The clouds had an unreal rose and gold tint and the mountains in front of them looked like a movie set.  We drove up Loveland Pass behind a gasoline tanker truck and descended in 2nd gear.

Denver traffic coming and going from the mountains during the snow months, especially on weekends, can resemble a good-old fashioned Chicago rush hour, but this particular evening the road had plenty of space.  Ruthie and I scooted home ahead of Jon and Jen.

On the way out I noticed several vehicles with Co-exist bumper stickers, a sure sign of paganism.  Made me feel good.

Kate says Jon’s head knock is a serious concussion, the kind that, if repeated, could result in brain trauma.  Nothing to play with.

Family

Winter                                      First Moon of the New Year

Got to drive into the mountains.  I hadn’t planned on it, but Jon fell today while skiing and bonked his head, didn’t feel good enough to drive home, so he called for support.  Jen and I drove out in the rental, then Jon and Jen drove back in their car and I brought Ruth home.
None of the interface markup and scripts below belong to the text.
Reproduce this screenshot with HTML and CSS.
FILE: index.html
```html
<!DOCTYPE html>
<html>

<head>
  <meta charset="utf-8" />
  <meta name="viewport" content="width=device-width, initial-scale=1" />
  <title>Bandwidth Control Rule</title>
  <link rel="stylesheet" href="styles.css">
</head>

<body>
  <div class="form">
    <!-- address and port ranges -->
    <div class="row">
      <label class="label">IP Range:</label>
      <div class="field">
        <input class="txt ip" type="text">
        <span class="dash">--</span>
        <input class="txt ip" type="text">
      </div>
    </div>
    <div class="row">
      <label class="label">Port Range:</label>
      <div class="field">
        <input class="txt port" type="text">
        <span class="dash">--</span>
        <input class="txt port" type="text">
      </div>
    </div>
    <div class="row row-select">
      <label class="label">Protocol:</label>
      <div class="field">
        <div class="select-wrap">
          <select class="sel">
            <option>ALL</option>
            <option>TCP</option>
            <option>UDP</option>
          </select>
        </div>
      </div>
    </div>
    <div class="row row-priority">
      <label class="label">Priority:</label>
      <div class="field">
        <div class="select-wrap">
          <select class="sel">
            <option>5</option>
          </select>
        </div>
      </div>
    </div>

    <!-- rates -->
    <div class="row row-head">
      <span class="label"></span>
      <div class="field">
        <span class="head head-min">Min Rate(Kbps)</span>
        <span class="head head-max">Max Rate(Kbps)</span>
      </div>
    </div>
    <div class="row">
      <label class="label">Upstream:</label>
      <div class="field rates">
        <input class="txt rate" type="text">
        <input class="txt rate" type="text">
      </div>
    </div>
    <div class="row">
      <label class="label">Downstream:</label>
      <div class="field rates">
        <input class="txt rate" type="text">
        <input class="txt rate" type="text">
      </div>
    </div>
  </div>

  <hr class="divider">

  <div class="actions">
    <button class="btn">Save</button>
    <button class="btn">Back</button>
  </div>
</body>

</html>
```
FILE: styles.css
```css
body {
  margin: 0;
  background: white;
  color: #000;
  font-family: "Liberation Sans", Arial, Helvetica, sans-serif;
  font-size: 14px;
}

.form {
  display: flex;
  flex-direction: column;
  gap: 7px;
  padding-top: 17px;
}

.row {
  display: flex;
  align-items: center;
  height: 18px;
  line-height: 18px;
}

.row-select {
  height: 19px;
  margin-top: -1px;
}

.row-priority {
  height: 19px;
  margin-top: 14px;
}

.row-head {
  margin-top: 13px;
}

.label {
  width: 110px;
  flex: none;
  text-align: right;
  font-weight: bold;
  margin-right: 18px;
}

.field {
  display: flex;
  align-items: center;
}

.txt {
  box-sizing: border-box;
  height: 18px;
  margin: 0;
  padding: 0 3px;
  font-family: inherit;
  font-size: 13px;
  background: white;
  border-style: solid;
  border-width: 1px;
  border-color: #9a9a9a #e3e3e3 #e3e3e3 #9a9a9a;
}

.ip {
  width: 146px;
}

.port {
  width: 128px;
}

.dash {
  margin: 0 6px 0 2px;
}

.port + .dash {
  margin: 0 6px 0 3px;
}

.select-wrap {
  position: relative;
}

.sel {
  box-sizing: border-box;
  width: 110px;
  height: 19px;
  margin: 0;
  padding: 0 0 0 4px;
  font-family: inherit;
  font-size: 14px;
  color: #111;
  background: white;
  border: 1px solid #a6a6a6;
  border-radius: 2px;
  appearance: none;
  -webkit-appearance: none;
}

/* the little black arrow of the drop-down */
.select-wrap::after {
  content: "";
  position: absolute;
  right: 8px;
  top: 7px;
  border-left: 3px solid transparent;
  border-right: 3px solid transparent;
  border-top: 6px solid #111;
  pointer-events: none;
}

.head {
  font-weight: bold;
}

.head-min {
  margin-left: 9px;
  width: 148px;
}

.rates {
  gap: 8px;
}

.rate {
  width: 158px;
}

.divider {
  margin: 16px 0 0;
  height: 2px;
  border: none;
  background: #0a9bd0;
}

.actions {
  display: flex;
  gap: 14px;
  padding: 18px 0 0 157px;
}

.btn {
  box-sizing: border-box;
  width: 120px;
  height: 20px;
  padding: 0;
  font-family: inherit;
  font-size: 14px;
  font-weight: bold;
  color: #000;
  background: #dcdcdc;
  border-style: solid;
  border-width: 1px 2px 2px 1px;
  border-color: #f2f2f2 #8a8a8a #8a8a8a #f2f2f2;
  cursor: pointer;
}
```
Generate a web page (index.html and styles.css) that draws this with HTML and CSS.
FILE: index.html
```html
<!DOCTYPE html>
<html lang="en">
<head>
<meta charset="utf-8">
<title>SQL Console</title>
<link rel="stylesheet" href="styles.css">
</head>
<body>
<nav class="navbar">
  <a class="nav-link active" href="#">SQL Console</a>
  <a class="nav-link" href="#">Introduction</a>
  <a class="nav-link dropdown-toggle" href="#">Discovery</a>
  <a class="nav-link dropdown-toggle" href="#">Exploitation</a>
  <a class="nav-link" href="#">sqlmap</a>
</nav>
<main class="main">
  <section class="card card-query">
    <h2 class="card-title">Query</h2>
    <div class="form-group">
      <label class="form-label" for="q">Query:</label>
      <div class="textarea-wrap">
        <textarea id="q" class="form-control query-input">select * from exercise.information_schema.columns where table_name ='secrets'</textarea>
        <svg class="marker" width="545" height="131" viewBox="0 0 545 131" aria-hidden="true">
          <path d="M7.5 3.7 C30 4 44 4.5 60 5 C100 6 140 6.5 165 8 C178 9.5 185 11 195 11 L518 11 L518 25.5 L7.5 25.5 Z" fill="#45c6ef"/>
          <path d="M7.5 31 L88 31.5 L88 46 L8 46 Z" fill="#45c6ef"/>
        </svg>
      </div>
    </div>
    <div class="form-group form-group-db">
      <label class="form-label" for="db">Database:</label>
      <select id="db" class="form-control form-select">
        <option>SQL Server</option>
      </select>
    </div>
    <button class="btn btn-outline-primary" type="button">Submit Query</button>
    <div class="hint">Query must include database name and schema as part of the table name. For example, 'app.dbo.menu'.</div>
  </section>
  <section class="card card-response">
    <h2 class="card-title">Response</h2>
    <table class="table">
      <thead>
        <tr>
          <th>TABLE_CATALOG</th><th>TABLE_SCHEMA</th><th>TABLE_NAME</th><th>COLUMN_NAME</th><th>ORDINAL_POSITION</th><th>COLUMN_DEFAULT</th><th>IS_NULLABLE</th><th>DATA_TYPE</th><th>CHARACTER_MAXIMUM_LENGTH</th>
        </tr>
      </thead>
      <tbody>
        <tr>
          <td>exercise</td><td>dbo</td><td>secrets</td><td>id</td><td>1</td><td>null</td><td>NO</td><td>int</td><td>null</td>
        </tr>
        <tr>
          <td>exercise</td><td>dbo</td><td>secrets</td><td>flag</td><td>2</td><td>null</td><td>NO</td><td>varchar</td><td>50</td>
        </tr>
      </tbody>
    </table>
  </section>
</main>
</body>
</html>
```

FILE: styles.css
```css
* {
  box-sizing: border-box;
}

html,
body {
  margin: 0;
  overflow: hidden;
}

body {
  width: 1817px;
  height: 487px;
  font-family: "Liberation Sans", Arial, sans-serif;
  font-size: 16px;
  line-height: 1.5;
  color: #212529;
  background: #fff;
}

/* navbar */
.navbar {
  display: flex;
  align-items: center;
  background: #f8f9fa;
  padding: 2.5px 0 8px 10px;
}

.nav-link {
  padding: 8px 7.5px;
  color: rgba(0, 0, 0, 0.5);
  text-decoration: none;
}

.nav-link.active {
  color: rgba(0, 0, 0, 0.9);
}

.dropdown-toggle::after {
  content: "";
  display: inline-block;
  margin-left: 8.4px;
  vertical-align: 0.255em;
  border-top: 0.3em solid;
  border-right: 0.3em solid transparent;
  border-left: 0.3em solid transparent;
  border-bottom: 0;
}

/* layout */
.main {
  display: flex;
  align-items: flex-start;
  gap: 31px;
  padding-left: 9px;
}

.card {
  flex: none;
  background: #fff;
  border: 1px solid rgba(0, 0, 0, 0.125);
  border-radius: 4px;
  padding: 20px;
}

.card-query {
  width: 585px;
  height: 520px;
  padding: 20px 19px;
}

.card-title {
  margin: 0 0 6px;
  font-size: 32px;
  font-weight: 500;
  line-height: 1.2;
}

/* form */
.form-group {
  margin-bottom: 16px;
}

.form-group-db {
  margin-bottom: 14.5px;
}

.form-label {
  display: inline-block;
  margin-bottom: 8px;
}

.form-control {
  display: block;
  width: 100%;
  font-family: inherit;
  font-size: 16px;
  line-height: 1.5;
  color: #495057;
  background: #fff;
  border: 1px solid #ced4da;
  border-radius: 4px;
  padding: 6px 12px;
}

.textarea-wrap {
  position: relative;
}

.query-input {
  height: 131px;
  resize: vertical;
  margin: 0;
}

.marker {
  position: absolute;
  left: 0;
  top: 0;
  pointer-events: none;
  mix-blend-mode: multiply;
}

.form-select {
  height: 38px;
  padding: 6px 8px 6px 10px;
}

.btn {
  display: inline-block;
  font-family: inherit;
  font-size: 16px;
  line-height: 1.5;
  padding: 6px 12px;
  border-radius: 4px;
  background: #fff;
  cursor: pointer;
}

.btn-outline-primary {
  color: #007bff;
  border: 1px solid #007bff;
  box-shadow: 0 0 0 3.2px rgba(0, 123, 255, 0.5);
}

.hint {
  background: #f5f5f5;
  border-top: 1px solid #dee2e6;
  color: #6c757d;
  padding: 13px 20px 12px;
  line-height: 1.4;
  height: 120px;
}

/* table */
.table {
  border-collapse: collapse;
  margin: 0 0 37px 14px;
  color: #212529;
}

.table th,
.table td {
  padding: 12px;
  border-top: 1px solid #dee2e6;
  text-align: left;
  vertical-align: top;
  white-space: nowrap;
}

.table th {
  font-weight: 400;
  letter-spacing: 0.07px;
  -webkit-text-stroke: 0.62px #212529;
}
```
It had an oddly powerful effect on me, this drive.  It felt good to support family, very good, in a tangible hands on way.  Made me rethink our decision not to move out here.  A part of me wishes we could be here, be available for these kind of ordinary family incidents, a strong part.

The other part, the rooted emplaced part, says moving still makes no sense.  Selling the house in this market.  Leaving friends and health care providers behind.  Political connections.  The museums.  Our gardens, bees and the house we’ve adapted to our life.

These are difficult, no right answer dilemmas.  Wish we could be both places.  You know. They divide their life between Andover, Minnesota and the Rocky Mountains.  That sort of thing.  But, even though we have adequate funds for retirement, we don’t have enough to bi-locate.

I imagine we’ll stay where we are, not out of inertia, because it makes the most sense right now.